King’s words are haunting us to stand to account for compassion and empathy in this moment - “We must rapidly begin the shift from a "thing-oriented" society to a "person-oriented" society. When machines and computers, profit motives and property rights are considered more important than people, the giant triplets of racism, materialism, and militarism are incapable of being conquered.”

But, politicians are never going to do that because they are owned by corporate power and money. So, the outcome is almost certainly going to be more dire than it has to be unless we see radical awakenings by citizens.  I mean radical in the sense of radical for natural human rights, economic self-determinism and democratic participatory civic consciousness.

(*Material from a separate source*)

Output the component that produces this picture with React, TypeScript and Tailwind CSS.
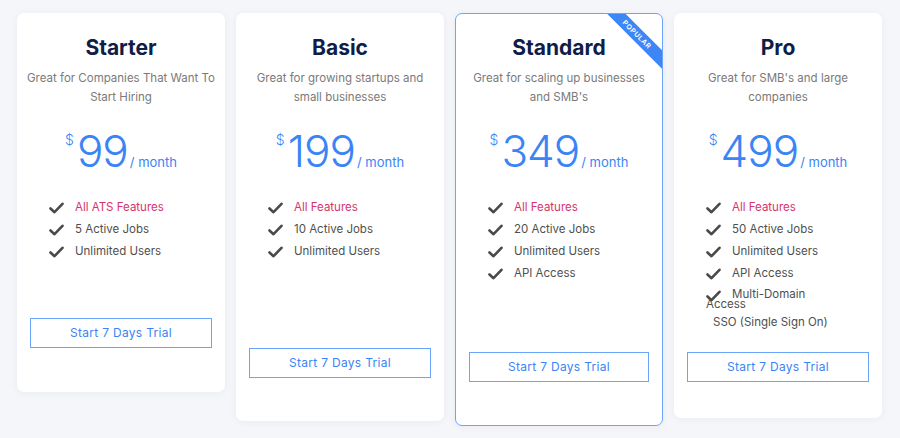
import React from "react";

const Check = () => (
  <svg width="15" height="12" viewBox="0 0 15 12" className="shrink-0">
    <path d="M1.5 6.5 L5.5 10.2 L13.5 1.8" fill="none" stroke="#4a4a4a" strokeWidth="2.6" strokeLinecap="round" strokeLinejoin="round" />
  </svg>
);

type Plan = {
  name: string;
  desc: string[];
  price: string;
  features: string[];
  btnMt: string;
  pb: string;
  popular?: boolean;
  pro?: boolean;
};

const plans: Plan[] = [
  { name: "Starter", desc: ["Great for Companies That Want To", "Start Hiring"], price: "99", features: ["All ATS Features", "5 Active Jobs", "Unlimited Users"], btnMt: "mt-[55px]", pb: "pb-[44px]" },
  { name: "Basic", desc: ["Great for growing startups and", "small businesses"], price: "199", features: ["All Features", "10 Active Jobs", "Unlimited Users"], btnMt: "mt-[85px]", pb: "pb-[43px]" },
  { name: "Standard", desc: ["Great for scaling up businesses", "and SMB's"], price: "349", features: ["All Features", "20 Active Jobs", "Unlimited Users", "API Access"], btnMt: "mt-[67px]", pb: "pb-[43px]", popular: true },
  { name: "Pro", desc: ["Great for SMB's and large", "companies"], price: "499", features: ["All Features", "50 Active Jobs", "Unlimited Users", "API Access"], btnMt: "mt-[21px]", pb: "pb-[36px]", pro: true },
];

function Card({ p }: { p: Plan }) {
  return (
    <div
      className={`relative w-[208px] bg-white rounded-[7px] shadow-[0_1px_8px_rgba(20,30,60,0.05)] flex flex-col overflow-hidden ${p.pb} ${
        p.popular ? "border-[1.5px] border-[#6aa4fb] pt-[20px]" : "pt-[21px]"
      }`}
    >
      {p.popular && (
        <div className="absolute left-[131px] top-[14px] w-[100px] h-[13px] bg-[#3d86f5] rotate-45 flex items-center justify-center">
          <span className="text-white text-[7px] font-semibold tracking-[0.6px] leading-none">POPULAR</span>
        </div>
      )}
      <h2 className="text-center text-[21px] leading-[28px] font-bold text-[#0f1d48]">{p.name}</h2>
      <div className="mt-[7px] text-center text-[11.5px] leading-[19px] text-[#7a7a7a] px-2">
        {p.desc.map((d) => (
          <div key={d}>{d}</div>
        ))}
      </div>
      <div className="mt-[24px] flex justify-center items-baseline text-[#3b84f6]">
        <span className="text-[14px] self-start mt-[-2px] mr-[3px] font-light">$</span>
        <span className="text-[44px] leading-[40px] font-light tracking-[-1px]">{p.price}</span>
        <span className="text-[13px] ml-[2px]">/ month</span>
      </div>
      <ul className="mt-[24px] pl-[32px] text-[11.5px] text-[#4f4f4f]">
        {p.features.map((f, i) => (
          <li key={f} className="h-[22px] flex items-center">
            <Check />
            <span className={`ml-[11px] ${i === 0 ? "text-[#d6336c]" : ""}`}>{f}</span>
          </li>
        ))}
        {p.pro && (
          <>
            <li className="relative mt-[4px] leading-[10px] indent-[26px]">
              <span className="absolute left-0 top-[1px]"><Check /></span>
              Multi-Domain
              <br />
              Access
            </li>
            <li className="mt-[4px] leading-[18px] pl-[7px]">SSO (Single Sign On)</li>
          </>
        )}
      </ul>
      <button
        className={`${p.btnMt} mx-[13px] h-[30px] border-[1.5px] border-[#6aa4fb] text-[#3b84f6] text-[12px] tracking-[0.3px] bg-white`}
      >
        Start 7 Days Trial
      </button>
    </div>
  );
}

export default function App() {
  return (
    <div
      className="w-[900px] h-[438px] bg-[#f5f6fa] flex items-start gap-[11px] pl-[17px] pt-[13px] overflow-hidden"
      style={{ fontFamily: "Inter, 'Open Sans', sans-serif" }}
    >
      {plans.map((p) => (
        <Card key={p.name} p={p} />
      ))}
    </div>
  );
}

But, there are also many good things to come of this.  One is that people are being forced to face reality.  To look at the horrors of our society.  How we have allowed corporate rule to gut our industry, and thus have little expertise in managing any complex situation and a buffoonish lack of ability to respond.  To see unbridled capitalism’s lack of resiliency and its massive systemic risks created by lack of public policy and democratic oversight.  The massive incompetence of politicians in Washington.  (Actually, they are quite competent at what they are elected to do. That is, to do the bidding of corporations.)  The lack of basic human dignity that exists with the endless destruction of social safety nets.  We effectively have soup lines that make the Great Depression look like a picnic.  And, on and on.  There is no universal source of truth that is available as people seek guidance.  That’s a good thing.  Big Brother is exposed.  Are we willing to look at what we cumulatively created?   For the first time in the modern age, individual citizen rights, community rights and state’s rights are seeking to assert themselves from the corporate state.  And, a little bit of anarchy and chaos aka free thought and free expression on this front is a good thing.  Grass roots efforts or localization are common themes on here as people seek to reassert their freedoms over corporate state rule.  If the United States holds together, and that’s a big “if”, the only method through which we will recover our democracy is through taking back our liberties from an all-powerful federal government.  An all-powerful federal government needed by the economic control system of corporate capitalism to enforce its tyranny on society.

I’ve noted on here in the distant path that the U.S. needs a return to something akin to the Articles of Confederation if our nation is to be saved.  And, while these are just seeds, there is massive social unrest for various reasons.  That’s a very good thing because we need a civic revolution.

Is this current situation going to be the fuse that ignites the end of corporate state monopoly on our lives? Economies are created locally. Communities are created locally. Transformation is not the purview of the professional class or the state.  It’s a bottoms up process.  As noted on here many times, as Soviet dissident Andre Amalrik noted in his work accurately predicting the coming collapse of the Soviet Union, the professional class enriches itself through state violence. Revolution is created by the working class; those who are exploited by state violence.  The power of the state is directly proportional to the fear and control-based propaganda it exerts over society’s most vulnerable; it’s workers.  And, for now, that is a dynamic we should all watch very closely.